### [Your goal]
In this exercise, return the whole listing exactly, excluding any images.

### [Dataset section]

= = = = =

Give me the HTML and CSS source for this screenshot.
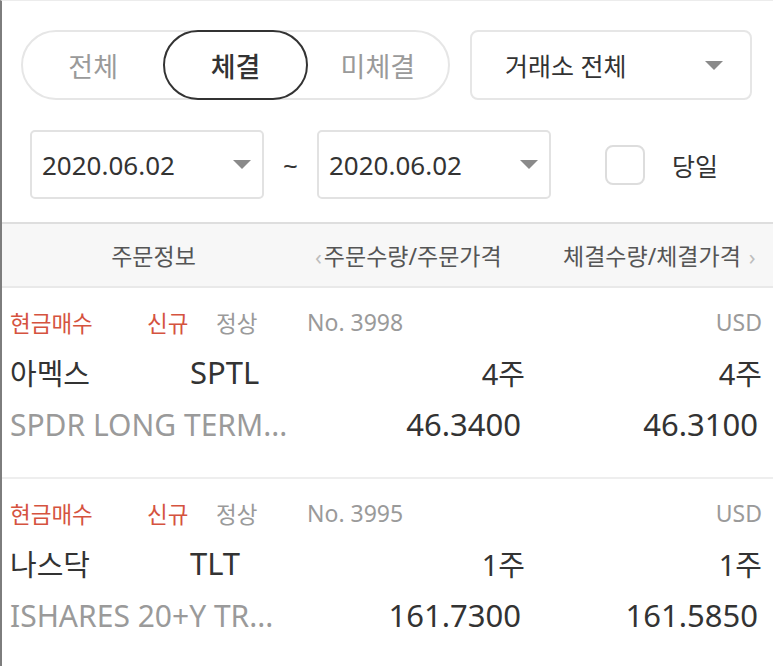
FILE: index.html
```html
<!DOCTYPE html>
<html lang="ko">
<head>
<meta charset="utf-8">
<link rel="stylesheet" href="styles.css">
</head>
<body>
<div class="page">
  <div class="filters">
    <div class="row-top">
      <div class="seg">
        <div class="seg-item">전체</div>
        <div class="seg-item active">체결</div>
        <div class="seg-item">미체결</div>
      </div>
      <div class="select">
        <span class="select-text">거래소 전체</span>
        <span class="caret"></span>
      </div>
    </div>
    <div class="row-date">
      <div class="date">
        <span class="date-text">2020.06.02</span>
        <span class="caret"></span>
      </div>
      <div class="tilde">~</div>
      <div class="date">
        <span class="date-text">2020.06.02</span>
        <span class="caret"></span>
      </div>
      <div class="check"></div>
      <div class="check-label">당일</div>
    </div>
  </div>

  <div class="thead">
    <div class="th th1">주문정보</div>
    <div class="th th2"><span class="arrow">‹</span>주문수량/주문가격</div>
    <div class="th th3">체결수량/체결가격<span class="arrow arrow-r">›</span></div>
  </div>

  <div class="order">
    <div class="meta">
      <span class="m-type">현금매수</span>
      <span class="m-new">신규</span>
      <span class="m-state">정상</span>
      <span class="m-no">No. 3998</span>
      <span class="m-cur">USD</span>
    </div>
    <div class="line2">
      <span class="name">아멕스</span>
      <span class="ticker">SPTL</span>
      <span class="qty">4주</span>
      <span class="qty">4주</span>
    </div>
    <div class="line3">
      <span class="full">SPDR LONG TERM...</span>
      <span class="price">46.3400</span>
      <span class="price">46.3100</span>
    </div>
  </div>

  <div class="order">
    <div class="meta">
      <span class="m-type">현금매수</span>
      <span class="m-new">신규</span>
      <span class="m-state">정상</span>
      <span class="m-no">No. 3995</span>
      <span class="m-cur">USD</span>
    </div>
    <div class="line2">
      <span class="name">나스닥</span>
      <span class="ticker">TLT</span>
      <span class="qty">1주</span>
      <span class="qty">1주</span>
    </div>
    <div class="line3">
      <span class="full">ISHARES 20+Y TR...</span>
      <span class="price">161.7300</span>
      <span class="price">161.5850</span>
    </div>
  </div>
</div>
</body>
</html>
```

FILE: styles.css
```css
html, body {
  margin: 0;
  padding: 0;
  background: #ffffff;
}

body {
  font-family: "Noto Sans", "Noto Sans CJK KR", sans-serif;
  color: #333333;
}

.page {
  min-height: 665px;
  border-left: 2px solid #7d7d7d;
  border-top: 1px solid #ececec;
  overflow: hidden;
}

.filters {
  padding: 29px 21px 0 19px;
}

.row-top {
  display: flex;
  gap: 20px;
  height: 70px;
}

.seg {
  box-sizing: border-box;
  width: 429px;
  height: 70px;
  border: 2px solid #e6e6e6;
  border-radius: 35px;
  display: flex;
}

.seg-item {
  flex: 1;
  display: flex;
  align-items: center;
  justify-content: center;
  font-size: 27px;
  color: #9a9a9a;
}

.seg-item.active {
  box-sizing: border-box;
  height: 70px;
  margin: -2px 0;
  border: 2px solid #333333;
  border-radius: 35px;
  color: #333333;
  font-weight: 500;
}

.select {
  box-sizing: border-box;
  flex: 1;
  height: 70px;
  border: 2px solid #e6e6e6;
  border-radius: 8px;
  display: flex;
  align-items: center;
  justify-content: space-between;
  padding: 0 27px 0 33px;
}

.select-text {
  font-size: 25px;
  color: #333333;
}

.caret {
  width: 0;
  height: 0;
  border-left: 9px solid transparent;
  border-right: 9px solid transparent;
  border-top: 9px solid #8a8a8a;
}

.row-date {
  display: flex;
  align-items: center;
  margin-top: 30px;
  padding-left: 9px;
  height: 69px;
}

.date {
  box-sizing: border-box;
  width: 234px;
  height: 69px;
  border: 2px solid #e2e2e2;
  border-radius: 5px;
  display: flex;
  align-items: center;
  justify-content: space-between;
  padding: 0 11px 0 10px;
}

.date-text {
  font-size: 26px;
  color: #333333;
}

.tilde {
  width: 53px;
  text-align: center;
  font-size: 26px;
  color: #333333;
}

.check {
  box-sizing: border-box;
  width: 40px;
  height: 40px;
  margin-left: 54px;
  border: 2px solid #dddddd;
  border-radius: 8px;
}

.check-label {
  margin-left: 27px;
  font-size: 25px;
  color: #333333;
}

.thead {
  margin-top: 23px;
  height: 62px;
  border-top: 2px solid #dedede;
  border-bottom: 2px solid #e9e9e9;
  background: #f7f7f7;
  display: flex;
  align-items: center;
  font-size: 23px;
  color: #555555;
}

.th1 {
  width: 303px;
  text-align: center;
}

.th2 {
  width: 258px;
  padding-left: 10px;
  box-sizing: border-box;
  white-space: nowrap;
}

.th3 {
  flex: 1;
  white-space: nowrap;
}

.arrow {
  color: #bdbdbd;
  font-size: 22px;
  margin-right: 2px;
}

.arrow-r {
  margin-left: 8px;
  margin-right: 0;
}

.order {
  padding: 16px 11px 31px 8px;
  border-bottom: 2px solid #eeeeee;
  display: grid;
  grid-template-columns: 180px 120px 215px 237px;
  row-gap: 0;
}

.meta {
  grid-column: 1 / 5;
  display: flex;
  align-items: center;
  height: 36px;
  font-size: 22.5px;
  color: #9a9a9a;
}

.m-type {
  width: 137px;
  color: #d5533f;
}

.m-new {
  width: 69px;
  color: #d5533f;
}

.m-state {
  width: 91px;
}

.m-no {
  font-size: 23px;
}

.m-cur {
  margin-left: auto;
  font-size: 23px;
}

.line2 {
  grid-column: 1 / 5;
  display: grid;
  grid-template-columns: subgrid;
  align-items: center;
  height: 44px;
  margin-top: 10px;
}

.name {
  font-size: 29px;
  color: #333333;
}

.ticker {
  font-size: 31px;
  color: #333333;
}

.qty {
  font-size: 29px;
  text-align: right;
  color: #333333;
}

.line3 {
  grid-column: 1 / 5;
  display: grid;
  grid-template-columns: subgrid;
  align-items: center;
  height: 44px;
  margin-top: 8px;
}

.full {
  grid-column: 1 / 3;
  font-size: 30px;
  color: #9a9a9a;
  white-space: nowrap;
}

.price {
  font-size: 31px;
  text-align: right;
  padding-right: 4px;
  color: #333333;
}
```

= = = = =

### [Written response]
Give me the HTML and CSS source for this screenshot.
FILE: index.html
```html
<!DOCTYPE html>
<html lang="ko">
<head>
<meta charset="utf-8">
<link rel="stylesheet" href="styles.css">
</head>
<body>
<div class="page">
  <div class="filters">
    <div class="row-top">
      <div class="seg">
        <div class="seg-item">전체</div>
        <div class="seg-item active">체결</div>
        <div class="seg-item">미체결</div>
      </div>
      <div class="select">
        <span class="select-text">거래소 전체</span>
        <span class="caret"></span>
      </div>
    </div>
    <div class="row-date">
      <div class="date">
        <span class="date-text">2020.06.02</span>
        <span class="caret"></span>
      </div>
      <div class="tilde">~</div>
      <div class="date">
        <span class="date-text">2020.06.02</span>
        <span class="caret"></span>
      </div>
      <div class="check"></div>
      <div class="check-label">당일</div>
    </div>
  </div>

  <div class="thead">
    <div class="th th1">주문정보</div>
    <div class="th th2"><span class="arrow">‹</span>주문수량/주문가격</div>
    <div class="th th3">체결수량/체결가격<span class="arrow arrow-r">›</span></div>
  </div>

  <div class="order">
    <div class="meta">
      <span class="m-type">현금매수</span>
      <span class="m-new">신규</span>
      <span class="m-state">정상</span>
      <span class="m-no">No. 3998</span>
      <span class="m-cur">USD</span>
    </div>
    <div class="line2">
      <span class="name">아멕스</span>
      <span class="ticker">SPTL</span>
      <span class="qty">4주</span>
      <span class="qty">4주</span>
    </div>
    <div class="line3">
      <span class="full">SPDR LONG TERM...</span>
      <span class="price">46.3400</span>
      <span class="price">46.3100</span>
    </div>
  </div>

  <div class="order">
    <div class="meta">
      <span class="m-type">현금매수</span>
      <span class="m-new">신규</span>
      <span class="m-state">정상</span>
      <span class="m-no">No. 3995</span>
      <span class="m-cur">USD</span>
    </div>
    <div class="line2">
      <span class="name">나스닥</span>
      <span class="ticker">TLT</span>
      <span class="qty">1주</span>
      <span class="qty">1주</span>
    </div>
    <div class="line3">
      <span class="full">ISHARES 20+Y TR...</span>
      <span class="price">161.7300</span>
      <span class="price">161.5850</span>
    </div>
  </div>
</div>
</body>
</html>
```

FILE: styles.css
```css
html, body {
  margin: 0;
  padding: 0;
  background: #ffffff;
}

body {
  font-family: "Noto Sans", "Noto Sans CJK KR", sans-serif;
  color: #333333;
}

.page {
  min-height: 665px;
  border-left: 2px solid #7d7d7d;
  border-top: 1px solid #ececec;
  overflow: hidden;
}

.filters {
  padding: 29px 21px 0 19px;
}

.row-top {
  display: flex;
  gap: 20px;
  height: 70px;
}

.seg {
  box-sizing: border-box;
  width: 429px;
  height: 70px;
  border: 2px solid #e6e6e6;
  border-radius: 35px;
  display: flex;
}

.seg-item {
  flex: 1;
  display: flex;
  align-items: center;
  justify-content: center;
  font-size: 27px;
  color: #9a9a9a;
}

.seg-item.active {
  box-sizing: border-box;
  height: 70px;
  margin: -2px 0;
  border: 2px solid #333333;
  border-radius: 35px;
  color: #333333;
  font-weight: 500;
}

.select {
  box-sizing: border-box;
  flex: 1;
  height: 70px;
  border: 2px solid #e6e6e6;
  border-radius: 8px;
  display: flex;
  align-items: center;
  justify-content: space-between;
  padding: 0 27px 0 33px;
}

.select-text {
  font-size: 25px;
  color: #333333;
}

.caret {
  width: 0;
  height: 0;
  border-left: 9px solid transparent;
  border-right: 9px solid transparent;
  border-top: 9px solid #8a8a8a;
}

.row-date {
  display: flex;
  align-items: center;
  margin-top: 30px;
  padding-left: 9px;
  height: 69px;
}

.date {
  box-sizing: border-box;
  width: 234px;
  height: 69px;
  border: 2px solid #e2e2e2;
  border-radius: 5px;
  display: flex;
  align-items: center;
  justify-content: space-between;
  padding: 0 11px 0 10px;
}

.date-text {
  font-size: 26px;
  color: #333333;
}

.tilde {
  width: 53px;
  text-align: center;
  font-size: 26px;
  color: #333333;
}

.check {
  box-sizing: border-box;
  width: 40px;
  height: 40px;
  margin-left: 54px;
  border: 2px solid #dddddd;
  border-radius: 8px;
}

.check-label {
  margin-left: 27px;
  font-size: 25px;
  color: #333333;
}

.thead {
  margin-top: 23px;
  height: 62px;
  border-top: 2px solid #dedede;
  border-bottom: 2px solid #e9e9e9;
  background: #f7f7f7;
  display: flex;
  align-items: center;
  font-size: 23px;
  color: #555555;
}

.th1 {
  width: 303px;
  text-align: center;
}

.th2 {
  width: 258px;
  padding-left: 10px;
  box-sizing: border-box;
  white-space: nowrap;
}

.th3 {
  flex: 1;
  white-space: nowrap;
}

.arrow {
  color: #bdbdbd;
  font-size: 22px;
  margin-right: 2px;
}

.arrow-r {
  margin-left: 8px;
  margin-right: 0;
}

.order {
  padding: 16px 11px 31px 8px;
  border-bottom: 2px solid #eeeeee;
  display: grid;
  grid-template-columns: 180px 120px 215px 237px;
  row-gap: 0;
}

.meta {
  grid-column: 1 / 5;
  display: flex;
  align-items: center;
  height: 36px;
  font-size: 22.5px;
  color: #9a9a9a;
}

.m-type {
  width: 137px;
  color: #d5533f;
}

.m-new {
  width: 69px;
  color: #d5533f;
}

.m-state {
  width: 91px;
}

.m-no {
  font-size: 23px;
}

.m-cur {
  margin-left: auto;
  font-size: 23px;
}

.line2 {
  grid-column: 1 / 5;
  display: grid;
  grid-template-columns: subgrid;
  align-items: center;
  height: 44px;
  margin-top: 10px;
}

.name {
  font-size: 29px;
  color: #333333;
}

.ticker {
  font-size: 31px;
  color: #333333;
}

.qty {
  font-size: 29px;
  text-align: right;
  color: #333333;
}

.line3 {
  grid-column: 1 / 5;
  display: grid;
  grid-template-columns: subgrid;
  align-items: center;
  height: 44px;
  margin-top: 8px;
}

.full {
  grid-column: 1 / 3;
  font-size: 30px;
  color: #9a9a9a;
  white-space: nowrap;
}

.price {
  font-size: 31px;
  text-align: right;
  padding-right: 4px;
  color: #333333;
}
```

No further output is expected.